EMMANUEL: No, the story belongs to the story and the essay belongs to the essay, which is one point Vladislavić makes in that interview. But this is a tricky thing to assert, because there’s the trinity formed between the text, the writer, and the eventual reader. Thinking about a reader perhaps helps us to continue doing the work, like pitching forward. Yet there’s no such thing as an identifiable reader. All our assumptions rest on speculations, or metaphors. For instance, my ultimate reader is a seven-year-old boy. In response to his teacher who said, “Don’t swallow your words,” he said, “When I swallow my words they taste like air.” My writing is directed at the intelligence of that child. 

Perhaps I am an audience for my writing. Not audience as in reader, but in what I grow into after a long, prolific writing life. Increasingly empathetic, and reflective.

YINKA: As a way of wrapping up this conversation and perhaps opening up a future one, in your present work, what do you think you’re focusing on that’s different from what you’ve done in The Sound of Things to Come? Has there been a leap—and I use the word quite dangerously —in your concerns as a writer? 

EMMANUEL: The novel I’m beginning to work on, I like to think, expands on the ideas in Sound. I’m still interested in the church as a place of contested power, but this time across generations of preachers. The leap, to use your dangerous word, is in my headlong engagement with the historical. I always recall a line from a Glissant poem: “I am in history to my barest marrows.” The body remains a pressing concern for me, the body in Christianity.
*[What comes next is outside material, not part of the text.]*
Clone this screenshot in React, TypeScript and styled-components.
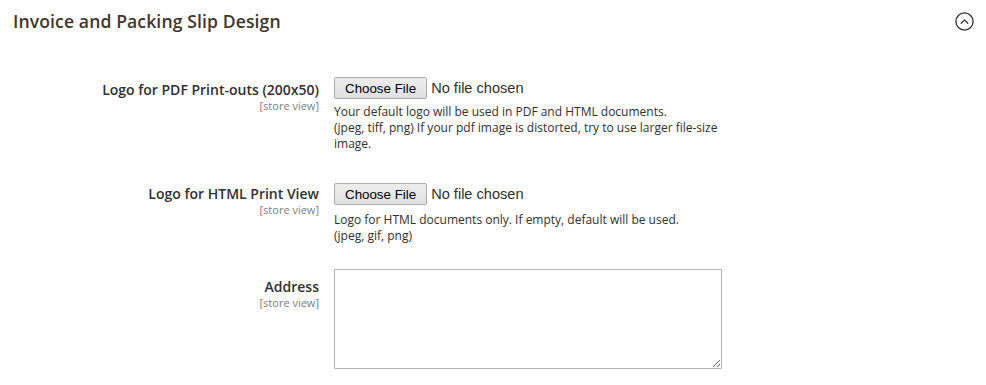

Emmanuel Iduma was born and raised in Nigeria, where he trained as a lawyer. He received an MFA in art criticism and writing from the School of Visual Arts, New York. He is a co-founder of Saraba Magazine and co-editor of Gambit: Newer African Writing


Yinka Elujoba is a Nigerian writer and art critic living in Lagos. His chapbook—Collective Truth—was published by Invisible Borders after a forty-six-day road trip with other writers and photographers across Nigeria.